▶ What needs to be done:
In the entries below, find every line with "React" and copy it.

▶ Recorded information:

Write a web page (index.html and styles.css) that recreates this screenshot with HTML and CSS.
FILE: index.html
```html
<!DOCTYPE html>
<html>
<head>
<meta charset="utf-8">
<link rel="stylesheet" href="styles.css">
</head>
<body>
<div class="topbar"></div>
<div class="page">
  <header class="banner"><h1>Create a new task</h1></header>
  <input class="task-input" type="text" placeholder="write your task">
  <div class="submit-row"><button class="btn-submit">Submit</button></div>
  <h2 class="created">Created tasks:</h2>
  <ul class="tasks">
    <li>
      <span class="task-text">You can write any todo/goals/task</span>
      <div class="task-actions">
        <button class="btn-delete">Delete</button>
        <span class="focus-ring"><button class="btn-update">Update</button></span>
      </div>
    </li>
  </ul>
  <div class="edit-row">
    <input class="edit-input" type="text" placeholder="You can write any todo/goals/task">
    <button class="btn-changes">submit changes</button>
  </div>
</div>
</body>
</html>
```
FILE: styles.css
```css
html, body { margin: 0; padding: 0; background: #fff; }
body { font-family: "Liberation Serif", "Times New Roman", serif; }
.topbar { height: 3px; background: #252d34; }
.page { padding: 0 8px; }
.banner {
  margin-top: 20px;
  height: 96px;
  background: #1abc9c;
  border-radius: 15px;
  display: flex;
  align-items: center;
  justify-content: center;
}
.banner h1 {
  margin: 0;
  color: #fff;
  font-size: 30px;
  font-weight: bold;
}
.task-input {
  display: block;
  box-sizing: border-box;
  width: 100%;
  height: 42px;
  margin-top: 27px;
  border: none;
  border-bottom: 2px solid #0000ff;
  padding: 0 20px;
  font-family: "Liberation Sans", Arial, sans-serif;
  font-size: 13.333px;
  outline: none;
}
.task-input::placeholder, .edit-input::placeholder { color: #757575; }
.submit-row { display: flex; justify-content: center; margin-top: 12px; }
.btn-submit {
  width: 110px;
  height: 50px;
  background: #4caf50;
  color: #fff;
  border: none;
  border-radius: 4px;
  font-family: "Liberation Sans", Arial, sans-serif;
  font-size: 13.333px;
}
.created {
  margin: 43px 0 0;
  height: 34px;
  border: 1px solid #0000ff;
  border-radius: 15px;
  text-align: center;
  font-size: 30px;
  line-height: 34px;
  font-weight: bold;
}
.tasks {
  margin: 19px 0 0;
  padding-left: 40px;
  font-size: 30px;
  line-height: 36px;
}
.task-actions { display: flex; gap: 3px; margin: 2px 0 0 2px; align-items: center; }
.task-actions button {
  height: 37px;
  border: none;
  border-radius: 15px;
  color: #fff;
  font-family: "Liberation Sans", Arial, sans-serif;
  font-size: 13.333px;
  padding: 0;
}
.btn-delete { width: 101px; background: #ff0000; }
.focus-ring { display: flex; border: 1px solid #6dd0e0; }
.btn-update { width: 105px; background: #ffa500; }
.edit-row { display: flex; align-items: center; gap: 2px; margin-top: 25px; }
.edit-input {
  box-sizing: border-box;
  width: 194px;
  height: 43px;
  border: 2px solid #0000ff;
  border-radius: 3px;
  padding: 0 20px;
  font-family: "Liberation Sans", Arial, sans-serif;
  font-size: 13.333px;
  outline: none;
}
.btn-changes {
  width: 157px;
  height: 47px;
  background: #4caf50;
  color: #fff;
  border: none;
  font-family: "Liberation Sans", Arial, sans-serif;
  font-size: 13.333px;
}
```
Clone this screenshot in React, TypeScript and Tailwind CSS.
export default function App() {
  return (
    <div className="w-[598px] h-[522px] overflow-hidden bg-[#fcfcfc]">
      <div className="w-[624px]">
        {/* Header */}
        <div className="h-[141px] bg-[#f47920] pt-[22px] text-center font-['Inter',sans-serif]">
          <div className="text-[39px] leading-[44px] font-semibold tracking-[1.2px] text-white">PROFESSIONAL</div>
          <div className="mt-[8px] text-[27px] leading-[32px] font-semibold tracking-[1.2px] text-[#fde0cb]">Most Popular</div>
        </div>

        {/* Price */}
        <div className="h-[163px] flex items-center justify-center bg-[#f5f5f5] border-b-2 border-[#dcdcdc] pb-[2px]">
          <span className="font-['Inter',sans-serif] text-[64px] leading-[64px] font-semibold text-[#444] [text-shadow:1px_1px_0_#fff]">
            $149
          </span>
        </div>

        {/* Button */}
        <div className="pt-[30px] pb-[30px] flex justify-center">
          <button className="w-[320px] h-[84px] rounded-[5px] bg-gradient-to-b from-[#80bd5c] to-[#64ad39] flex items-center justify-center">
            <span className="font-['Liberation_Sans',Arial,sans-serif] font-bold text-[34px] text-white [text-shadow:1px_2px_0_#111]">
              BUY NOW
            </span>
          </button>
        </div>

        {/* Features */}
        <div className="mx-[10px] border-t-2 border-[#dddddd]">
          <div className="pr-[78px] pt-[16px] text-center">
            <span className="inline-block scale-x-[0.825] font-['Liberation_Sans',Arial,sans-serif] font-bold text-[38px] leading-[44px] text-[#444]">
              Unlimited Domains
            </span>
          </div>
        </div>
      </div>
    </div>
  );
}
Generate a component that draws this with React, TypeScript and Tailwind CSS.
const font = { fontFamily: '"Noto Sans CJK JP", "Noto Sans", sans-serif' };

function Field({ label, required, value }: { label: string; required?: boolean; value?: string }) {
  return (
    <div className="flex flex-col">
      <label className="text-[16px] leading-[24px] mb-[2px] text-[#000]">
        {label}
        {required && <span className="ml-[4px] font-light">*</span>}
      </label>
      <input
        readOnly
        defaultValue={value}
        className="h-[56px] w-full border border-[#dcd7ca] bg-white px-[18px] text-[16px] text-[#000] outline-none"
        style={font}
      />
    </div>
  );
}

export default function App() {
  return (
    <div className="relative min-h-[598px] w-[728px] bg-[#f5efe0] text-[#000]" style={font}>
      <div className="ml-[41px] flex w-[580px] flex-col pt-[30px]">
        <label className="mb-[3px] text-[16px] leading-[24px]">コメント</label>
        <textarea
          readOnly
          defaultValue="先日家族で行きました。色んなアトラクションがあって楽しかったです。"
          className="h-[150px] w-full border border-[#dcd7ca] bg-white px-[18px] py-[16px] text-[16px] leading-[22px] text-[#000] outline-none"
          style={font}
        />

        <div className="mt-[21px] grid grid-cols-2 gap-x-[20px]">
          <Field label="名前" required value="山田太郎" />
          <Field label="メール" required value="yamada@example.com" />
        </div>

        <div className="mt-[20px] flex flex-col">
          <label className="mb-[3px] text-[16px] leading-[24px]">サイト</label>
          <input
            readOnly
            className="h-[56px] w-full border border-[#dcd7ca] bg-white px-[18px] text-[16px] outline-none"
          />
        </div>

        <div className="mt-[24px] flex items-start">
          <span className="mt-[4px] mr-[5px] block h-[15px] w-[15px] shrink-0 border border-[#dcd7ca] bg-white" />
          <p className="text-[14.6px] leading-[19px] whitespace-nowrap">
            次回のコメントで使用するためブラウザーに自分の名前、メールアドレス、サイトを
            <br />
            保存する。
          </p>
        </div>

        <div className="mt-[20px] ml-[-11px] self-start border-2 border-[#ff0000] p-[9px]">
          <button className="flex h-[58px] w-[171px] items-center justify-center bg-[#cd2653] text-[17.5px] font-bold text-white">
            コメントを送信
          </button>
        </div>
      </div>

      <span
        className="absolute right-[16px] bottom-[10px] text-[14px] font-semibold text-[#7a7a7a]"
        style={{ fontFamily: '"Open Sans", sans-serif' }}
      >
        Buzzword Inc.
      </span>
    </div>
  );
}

▶ The output:
Clone this screenshot in React, TypeScript and Tailwind CSS.
Generate a component that draws this with React, TypeScript and Tailwind CSS.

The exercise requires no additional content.